Cette structure multiplie les points de vue, les visions et rassure investisseurs et clients qui ont le sentiment d'avoir, au sommet de l'entreprise, un responsable qui comprend et partage leurs préoccupations. Les actionnaires de Google attendent d'Eric Schmidt qu'il défende leurs intérêts, tandis que les utilisateurs mettent leur confiance dans la capacité de Brin et Page à résister aux pressions des marchés.

Elle modifie, enfin, les rapports de force au sommet de l'entreprise : une direction à trois têtes résiste mieux aux pressions qu'un homme seul. En acceptant ce dispositif de contrôle mutuel, ce contrôle par leurs pairs, Brin, Page et Schmidt se sont libérés de ceux que les marchés d'un côté, la technostructure, le management et les experts de l'autre, exercent sur les directions générales dans la plupart des grandes entreprises où aucune décision n'est prise qui n'ait été au préalable longuement préparée par des spécialistes. Aussi paradoxal que cela puisse paraître, en acceptant de se plier à ce contrôle mutuel, les trois hommes ont gagné en liberté et desserré toutes ces contraintes qui, sous couvert de réduire les risques et d'introduire la rationalité dans les prises de décision, brident les dirigeants des entreprises d'une certaine taille et les mettent sous le contrôle de leurs propriétaires, collaborateurs et conseillers. Ils ont gagné en liberté. De cette liberté dont ils avaient besoin pour construire une entreprise qui n'hésite pas à violer les règles classiques du management.

Sous couvert d'améliorer les performances de l'entreprise, toutes les réflexions sur les systèmes de gouvernance accentuent les contrôles sur les dirigeants et limitent leurs marges de manœuvre. Les dirigeants de Google ont su trouver une formule qui leur conserve de larges marges d'autonomie tout en les mettant à l'abri de quelques-uns des défauts les plus fréquents chez les dirigeants dont celui qui consiste à s'entourer de collaborateurs dociles.
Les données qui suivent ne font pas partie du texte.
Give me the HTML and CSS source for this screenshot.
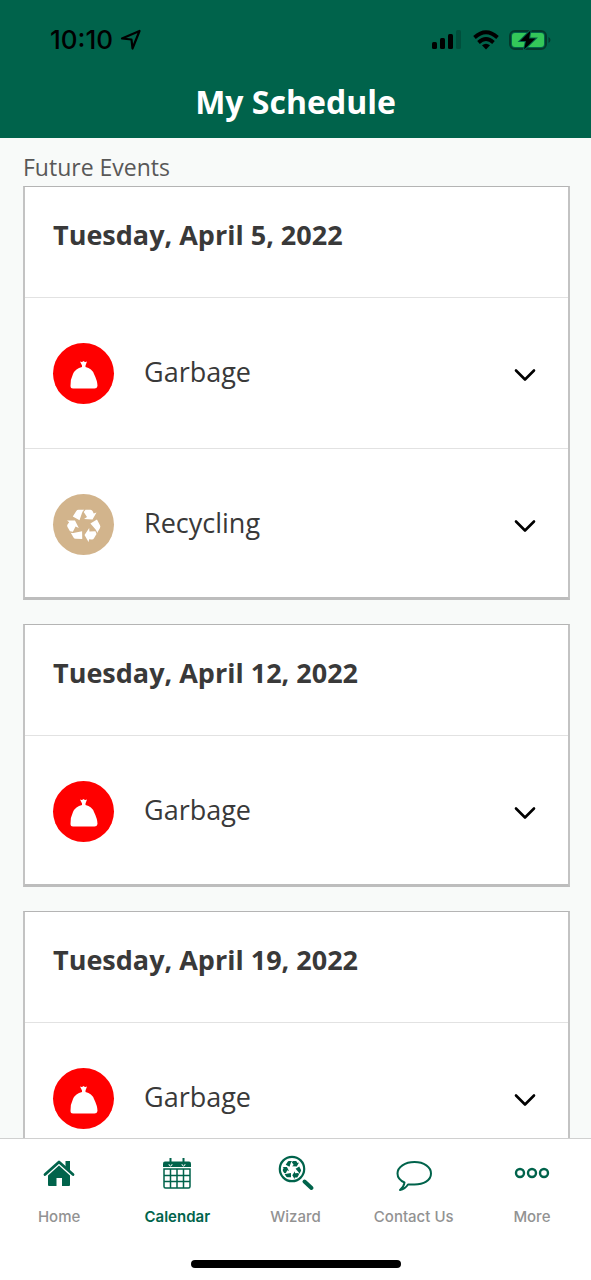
FILE: index.html
```html
<!DOCTYPE html>
<html lang="en">
<head>
<meta charset="utf-8">
<meta name="viewport" content="width=device-width, initial-scale=1">
<title>My Schedule</title>
<link rel="stylesheet" href="styles.css">
</head>
<body>
<svg class="defs" aria-hidden="true">
  <symbol id="bag" viewBox="0 0 60 60">
    <path d="M26 17.500Q28 18.500 29.500 17Q31 18.500 33 17.500L31.500 21.500V23Q38 24.500 40 30Q43.500 37 43.500 42Q43 44.500 40.500 44.500H19Q16.500 44.500 16.500 42Q16 36 19 30Q21.500 24.500 28 23V21.500Z" fill="#fff"/>
  </symbol>
  <symbol id="recycle-arm" viewBox="-17 -17 34 34" overflow="visible">
    <path d="M-11.200 -8.500L-7.700 -14Q-7 -15.300 -5.500 -15.300H.3Q-1.200 -14.500 -2 -12L-4.500 -4.800Z"/>
    <path d="M1.500 -15.300H6.500Q8 -15.300 8.700 -13.800L9.700 -11.500L12.500 -12.500L8.500 -5.500L0 -6L3 -8L-.3 -13Z"/>
  </symbol>
  <symbol id="recycle" viewBox="-17 -17 34 34">
    <use href="#recycle-arm" x="-17" y="-17" width="34" height="34"/>
    <use href="#recycle-arm" x="-17" y="-17" width="34" height="34" transform="rotate(120)"/>
    <use href="#recycle-arm" x="-17" y="-17" width="34" height="34" transform="rotate(240)"/>
  </symbol>
  <symbol id="chevron" viewBox="0 0 24 16">
    <path d="M3 3.500L12 12.500L21 3.500" fill="none" stroke="#000" stroke-width="2.600" stroke-linecap="round" stroke-linejoin="round"/>
  </symbol>
</svg>

<header class="header">
  <div class="status">
    <span class="clock">10:10</span>
    <svg class="location" viewBox="0 0 22 22"><path d="M2 9.500L19.500 2L12.500 19.500L11.500 10.500Z" fill="none" stroke="#000" stroke-width="2.200" stroke-linejoin="round"/></svg>
    <span class="spacer"></span>
    <svg class="signal" viewBox="0 0 30 20"><rect x="0" y="12" width="5" height="7" rx="1.500"/><rect x="8" y="8" width="5" height="11" rx="1.500"/><rect x="16" y="4" width="5" height="15" rx="1.500"/><rect x="24" y="0" width="5" height="19" rx="1.500" opacity=".2"/></svg>
    <svg class="wifi" viewBox="0 0 26 20"><g fill="none" stroke="#000" stroke-width="3.800"><path d="M1.500 7.500Q13 -3 24.500 7.500"/><path d="M5.500 12.500Q13 5.500 20.500 12.500"/></g><path d="M9 15.300Q13 12 17 15.300L13 19.500Z"/></svg>
    <svg class="battery" viewBox="0 0 42 22"><rect x="1" y="2" width="36" height="18" rx="5" fill="none" stroke="#04392c" stroke-width="2"/><path d="M39.500 8Q41.500 9 41.500 11T39.500 14Z" fill="#04392c"/><rect x="3" y="4" width="32" height="14" rx="3" fill="#34c759"/><path d="M21.500 1.500L11 12H17L15 20.500L26.500 9.500H20Z" stroke="#00634b" stroke-width="2" paint-order="stroke"/></svg>
  </div>
  <h1 class="title">My Schedule</h1>
</header>

<main class="content">
  <h2 class="section-title">Future Events</h2>
  <section class="card">
    <h3 class="date">Tuesday, April 5, 2022</h3>
    <button class="event" type="button"><span class="badge garbage"><svg class="bag"><use href="#bag"/></svg></span><span class="name">Garbage</span><svg class="chevron"><use href="#chevron"/></svg></button>
    <button class="event" type="button"><span class="badge recycling"><svg class="arrows"><use href="#recycle"/></svg></span><span class="name">Recycling</span><svg class="chevron"><use href="#chevron"/></svg></button>
  </section>
  <section class="card">
    <h3 class="date">Tuesday, April 12, 2022</h3>
    <button class="event" type="button"><span class="badge garbage"><svg class="bag"><use href="#bag"/></svg></span><span class="name">Garbage</span><svg class="chevron"><use href="#chevron"/></svg></button>
  </section>
  <section class="card">
    <h3 class="date">Tuesday, April 19, 2022</h3>
    <button class="event" type="button"><span class="badge garbage"><svg class="bag"><use href="#bag"/></svg></span><span class="name">Garbage</span><svg class="chevron"><use href="#chevron"/></svg></button>
  </section>
</main>

<footer class="footer">
  <nav class="tabs">
    <a class="tab" href="#home">
      <svg class="tab-icon" viewBox="0 0 40 40"><path d="M6 20.500L20 8L34 20.500" fill="none" stroke="#00634b" stroke-width="2.800" stroke-linecap="round" stroke-linejoin="round"/><path d="M26.500 7H31V17L26.500 13Z"/><path d="M20 11.500L31 21.500V31Q31 32 30 32H23V24H17.500V32H10Q9 32 9 31V21.500Z"/></svg>
      <span>Home</span>
    </a>
    <a class="tab active" href="#calendar">
      <svg class="tab-icon" viewBox="0 0 40 40"><path d="M8 7.500H32Q34 7.500 34 9.500V13H6V9.500Q6 7.500 8 7.500Z"/><path d="M7 15V32.500Q7 34 8.500 34H31.500Q33 34 33 32.500V15ZM7 21.500H33M7 27.500H33M13.500 15V34M20 15V34M26.500 15V34" fill="none" stroke="#00634b" stroke-width="1.500"/><path d="M12 10Q12 12 13.500 12T15 10M25 10Q25 12 26.500 12T28 10" fill="none" stroke="#fff" stroke-width="1"/><path d="M13.500 4V10.500M26.500 4V10.500" stroke="#00634b" stroke-width="2"/></svg>
      <span>Calendar</span>
    </a>
    <a class="tab" href="#wizard">
      <svg class="tab-icon" viewBox="0 0 40 40"><circle cx="16" cy="15" r="12.200" fill="none" stroke="#00634b" stroke-width="2.200"/><use href="#recycle" x="6.500" y="6" width="19" height="19"/><path d="M28.500 27.500L35.500 34" stroke="#00634b" stroke-width="4" stroke-linecap="round"/></svg>
      <span>Wizard</span>
    </a>
    <a class="tab" href="#contact">
      <svg class="tab-icon" viewBox="0 0 40 40"><path d="M20.500 8C30 8 37 13 37 19.500C37 26.500 29.500 30.500 20.500 30.500C18 30.500 16 30.500 14 30.500Q11 35 6 36Q10 32.500 10.500 28.500C6 26.500 3.500 23.500 3.500 19.500C3.500 13 11 8 20.500 8Z" fill="none" stroke="#00634b" stroke-width="2" stroke-linejoin="round"/></svg>
      <span>Contact Us</span>
    </a>
    <a class="tab" href="#more">
      <svg class="tab-icon" viewBox="0 0 40 40"><g fill="none" stroke="#00634b" stroke-width="2.400"><circle cx="8" cy="19" r="4"/><circle cx="20" cy="19" r="4"/><circle cx="32" cy="19" r="4"/></g></svg>
      <span>More</span>
    </a>
  </nav>
  <div class="home-bar"></div>
</footer>
</body>
</html>
```
FILE: styles.css
```css
* { box-sizing: border-box; }
body {
  margin: 0;
  height: 100vh;
  display: flex;
  flex-direction: column;
  background: #f8faf9;
  color: #393939;
  font-family: "Open Sans", sans-serif;
}
h1, h2, h3 { margin: 0; }
.defs { position: absolute; width: 0; height: 0; }

.header {
  flex: none;
  padding: 24px 40px 15px 50px;
  background: #00634b;
}
.status { display: flex; align-items: center; height: 32px; }
.clock { font: 500 26px/32px Inter, sans-serif; color: #000; }
.location { width: 22px; height: 22px; margin-left: 7px; }
.spacer { flex: 1; }
.signal { width: 30px; height: 20px; margin-right: 11px; }
.wifi { width: 26px; height: 20px; margin-right: 10px; }
.battery { width: 42px; height: 22px; }
.title {
  margin: 24px 0 0 -10px;
  color: #fff;
  font-size: 32px;
  line-height: 43px;
  font-weight: 700;
  text-align: center;
}

.content {
  flex: 1;
  min-height: 0;
  padding: 11px 21px 0 23px;
  overflow-y: auto;
  scrollbar-width: none;
}
.section-title {
  padding-bottom: 1px;
  color: #585858;
  font-size: 23px;
  line-height: 36px;
  font-weight: 400;
}
.card {
  margin-bottom: 24px;
  background: #fff;
  border: 2px solid #c3c3c3;
  border-top: 1px solid #b4b4b4;
  border-bottom: 3px solid #bdbdbd;
}
.date {
  padding: 30px 28px 44px;
  font-size: 27px;
  line-height: 36px;
  font-weight: 700;
}
.event {
  display: flex;
  align-items: center;
  width: 100%;
  padding: 45px 31px 44px 28px;
  border: 0;
  border-top: 1px solid #e2e2e2;
  background: #fff;
  color: inherit;
  font: 400 27px/40px "Open Sans", sans-serif;
  text-align: left;
}
.event:last-child { padding-bottom: 42px; }
.badge {
  display: flex;
  align-items: center;
  justify-content: center;
  width: 61px;
  height: 61px;
  margin-right: 30px;
  border-radius: 50%;
}
.garbage { background: #f00; }
.recycling { background: #d2b48c; }
.bag { width: 60px; height: 60px; }
.arrows { width: 34px; height: 34px; fill: #fff; }
.name { flex: 1; padding-bottom: 4px; }
.chevron { width: 24px; height: 16px; margin-top: 3px; }

.footer {
  flex: none;
  padding: 15px 0 12px;
  background: #fff;
  border-top: 1px solid #d0d0d0;
}
.tabs { display: flex; }
.tab {
  flex: 1;
  display: flex;
  flex-direction: column;
  align-items: center;
  gap: 13px;
  color: #929292;
  font: 500 15px/20px Inter, sans-serif;
  text-decoration: none;
  white-space: nowrap;
}
.active { color: #00634b; font-weight: 600; }
.tab-icon { width: 40px; height: 40px; fill: #00634b; }
.home-bar {
  width: 210px;
  height: 8px;
  margin: 33px auto 0;
  border-radius: 4px;
  background: #000;
}
```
Est-elle applicable ailleurs ? Rien n'est moins sûr.

La règle des 20 %

Les psychologues qui s'intéressent au comportement des salariés distinguent les motivations externes ou extrinsèques (on fait des efforts pour obtenir une meilleure rémunération, une récompense…) et les motivations internes ou intrinsèques (c'est la satisfaction d'avoir accompli correctement sa tâche, d'avoir réussi un exploit particulier qui amène à faire des efforts…). Google ne néglige pas plus que d'autres les motivations externes, il n'hésite pas à verser des salaires élevés comme en témoignent les voitures de luxe qui encombrent son parking, mais il fait une large confiance à la motivation intrinsèque. Ce faisant, il suit des exemples célèbres, dont celui de Bill Gates qui disait au début de sa carrière : "Aucun grand programmeur ne peut s'asseoir à sa table et se dire : "Je vais me faire du fric" ou "Je vais en vendre des centaines de milliers". Tout simplement parce que ce genre de réflexion ne vous aide pas à résoudre les problèmes."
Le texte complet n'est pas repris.